Photography has long been used to examine hidden worlds – to show us what we cannot see ourselves. Like traveling to a new city, photographs reveal that all is not how we assume it to be. By looking at the secret industry of medicinal cannabis, this body of work questions the impact of fallacy based decision making.

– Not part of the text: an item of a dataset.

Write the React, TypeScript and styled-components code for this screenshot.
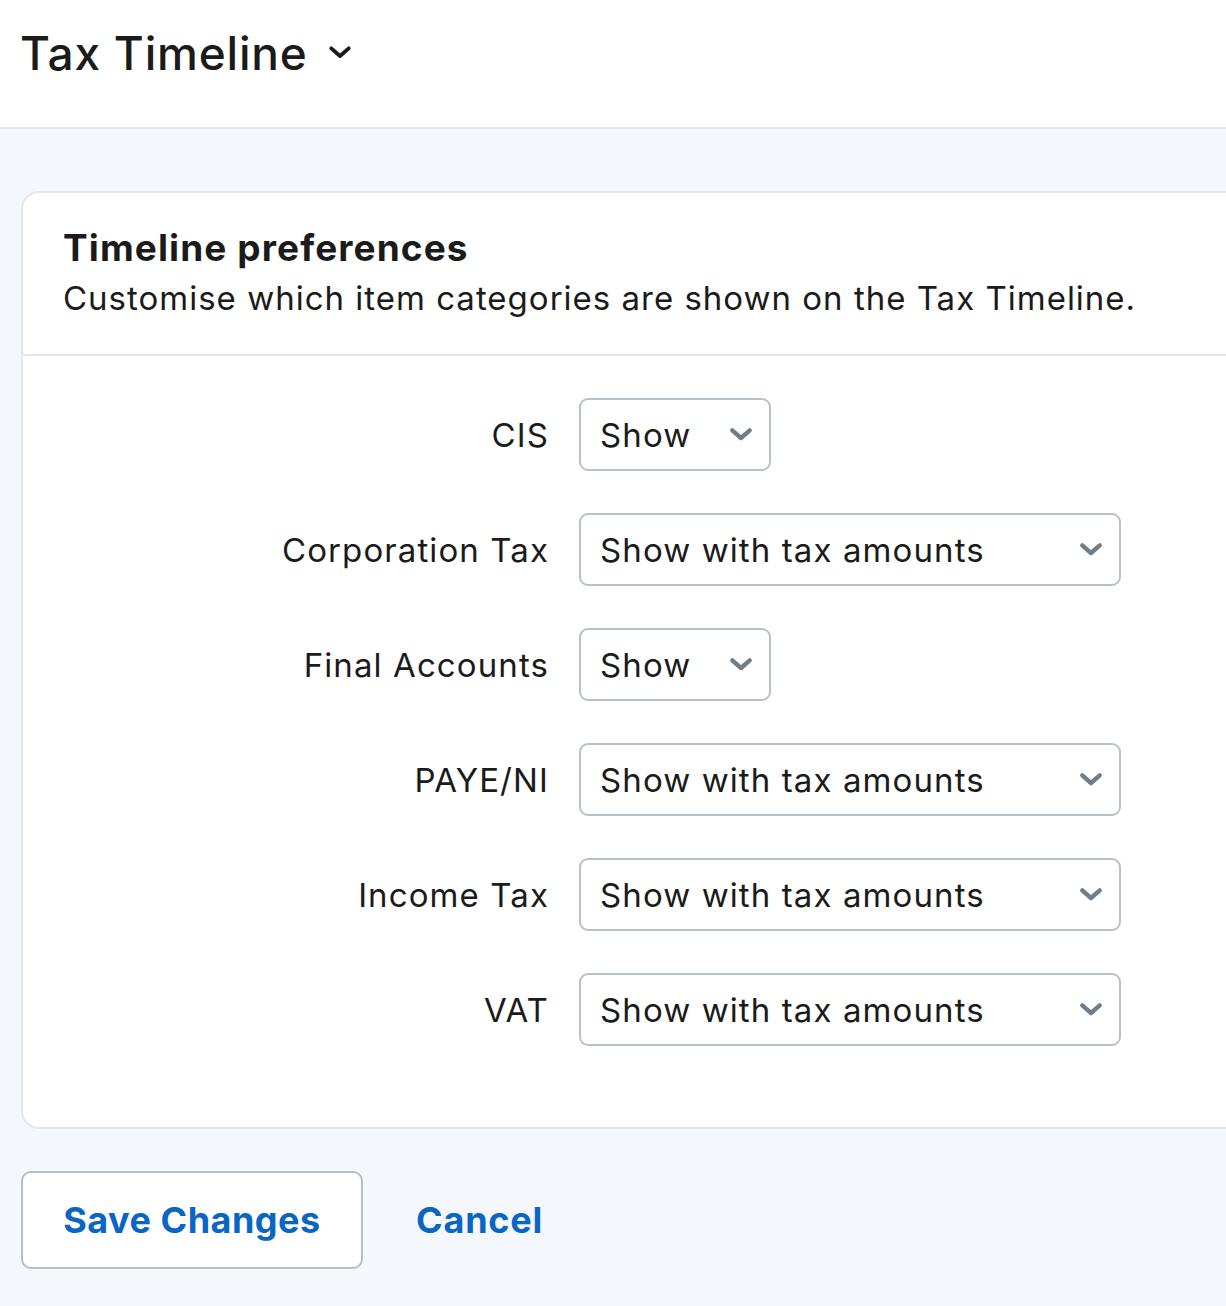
import React from 'react';
import styled, { createGlobalStyle } from 'styled-components';

const GlobalStyle = createGlobalStyle`
    html, body {
        margin: 0;
        padding: 0;
        overflow: hidden;
        background: #f4f7fc;
        font-family: Inter, "Open Sans", sans-serif;
        color: #1b1b1b;
    }
`;

const Header = styled.header`
    height: 129px;
    background: #ffffff;
    border-bottom: 2px solid #e1e6ec;
    display: flex;
    align-items: center;
    padding: 0 20px 22px;
    box-sizing: border-box;
`;

const PageTitle = styled.h1`
    margin: 0;
    font-size: 46px;
    font-weight: 500;
    letter-spacing: 0.8px;
    display: flex;
    align-items: center;
    gap: 20px;
`;

const Main = styled.main`
    padding: 62px 0 40px 21px;
`;

const Card = styled.section`
    width: 1260px;
    background: #ffffff;
    border: 2px solid #e2e7ee;
    border-radius: 18px;
`;

const CardHead = styled.div`
    padding: 31px 40px 34px;
    border-bottom: 2px solid #e2e7ee;
`;

const CardTitle = styled.h2`
    margin: 0;
    font-size: 37px;
    font-weight: 700;
    line-height: 48px;
    letter-spacing: 1.1px;
`;

const CardText = styled.p`
    margin: 4px 0 0;
    font-size: 33px;
    line-height: 44px;
    letter-spacing: 1px;
`;

const Form = styled.div`
    padding: 42px 0 81px;
    display: flex;
    flex-direction: column;
    gap: 42px;
`;

const Row = styled.div`
    display: grid;
    grid-template-columns: 524px auto;
    column-gap: 32px;
    align-items: center;
`;

const Label = styled.label`
    text-align: right;
    font-size: 33px;
    letter-spacing: 1.1px;
    margin-right: -2px;
`;

const Select = styled.div<{ $wide?: boolean }>`
    width: ${(p) => (p.$wide ? '542px' : '192px')};
    height: 73px;
    box-sizing: border-box;
    border: 2px solid #b9c0c7;
    border-radius: 9px;
    display: flex;
    align-items: center;
    justify-content: space-between;
    padding: 0 16px 0 19px;
    font-size: 33px;
    letter-spacing: 1.1px;
    background: #fff;
`;

const Actions = styled.div`
    display: flex;
    align-items: center;
    gap: 53px;
    margin-top: 42px;
`;

const SaveButton = styled.button`
    width: 342px;
    height: 98px;
    border: 2px solid #b8bec6;
    border-radius: 10px;
    background: #ffffff;
    color: #0a66c2;
    font-family: inherit;
    font-size: 36px;
    font-weight: 700;
    letter-spacing: 0.5px;
`;

const CancelLink = styled.a`
    color: #0a66c2;
    font-size: 36px;
    font-weight: 700;
    letter-spacing: 0.8px;
    text-decoration: none;
`;

const Chevron = ({ size = 22, color = '#1b1b1b', weight = 4 }) => (
    <svg width={size} height={size * 0.6} viewBox="0 0 22 13" fill="none">
        <path d="M3 3 L11 10 L19 3" stroke={color} strokeWidth={weight} strokeLinecap="round" strokeLinejoin="round" />
    </svg>
);

const rows = [
    { label: 'CIS', value: 'Show', wide: false },
    { label: 'Corporation Tax', value: 'Show with tax amounts', wide: true },
    { label: 'Final Accounts', value: 'Show', wide: false },
    { label: 'PAYE/NI', value: 'Show with tax amounts', wide: true },
    { label: 'Income Tax', value: 'Show with tax amounts', wide: true },
    { label: 'VAT', value: 'Show with tax amounts', wide: true },
];

//------------------Component------------------
const App = () => {
    return (
        <>
            <GlobalStyle />
            <Header>
                <PageTitle>
                    Tax Timeline
                    <Chevron size={24} weight={3.5} />
                </PageTitle>
            </Header>
            <Main>
                <Card>
                    <CardHead>
                        <CardTitle>Timeline preferences</CardTitle>
                        <CardText>Customise which item categories are shown on the Tax Timeline.</CardText>
                    </CardHead>
                    <Form>
                        {rows.map((r) => (
                            <Row key={r.label}>
                                <Label>{r.label}</Label>
                                <Select $wide={r.wide}>
                                    {r.value}
                                    <Chevron size={24} color="#6f7e8b" weight={4} />
                                </Select>
                            </Row>
                        ))}
                    </Form>
                </Card>
                <Actions>
                    <SaveButton>Save Changes</SaveButton>
                    <CancelLink href="#">Cancel</CancelLink>
                </Actions>
            </Main>
        </>
    );
};

export default App;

Many images depict plain spaces, easily mistaken for a dentist’s reception area or a dispensary window at a walk-in clinic. When juxtaposed with hacked together grow rooms, like projects from a 50s science magazine, we begin to see the effects of prohibition. Ordinary citizens go into hiding, our idea of them becoming the product of brief glimpses beneath the surface – through a film, an evening news report, or an overheard conversation. Pulling back the curtain, we’re confronted with a duality that’s hard to make sense of. Like laws themselves, our perception falls victim to time. We’ve never met a grower but we’re sure of who they are. We don’t know why it’s illegal, but we’re confident that it should be.
Often these leaps of faith are fine, even necessary, to get on with our daily lives. However, laws have real consequences on individuals and affect all of us in one way or another, thus making it impossible to comprehend their social and economic impact. We owe it to each other to pursue a legal system steeped in fact and rationality rather than opinion and tradition. Through these glimpses into the medicinal cannabis industry, concrete ideas can take the place of abstract ones and the world as it is can replace the one we imagine it to be.
Eugen Sakhnenko (born in 1988 lives and works in Toronto, Canada) graduated from Ryerson University, Bachelor of Fine Art in Image Arts, Photographic Studies, in 2010. Sakhnenko has been exhibiting his work since 2009 in various venues in Canada and his exhibitions have been reviewed by Toronto Star, Function Magazine, Applied Arts Magazine.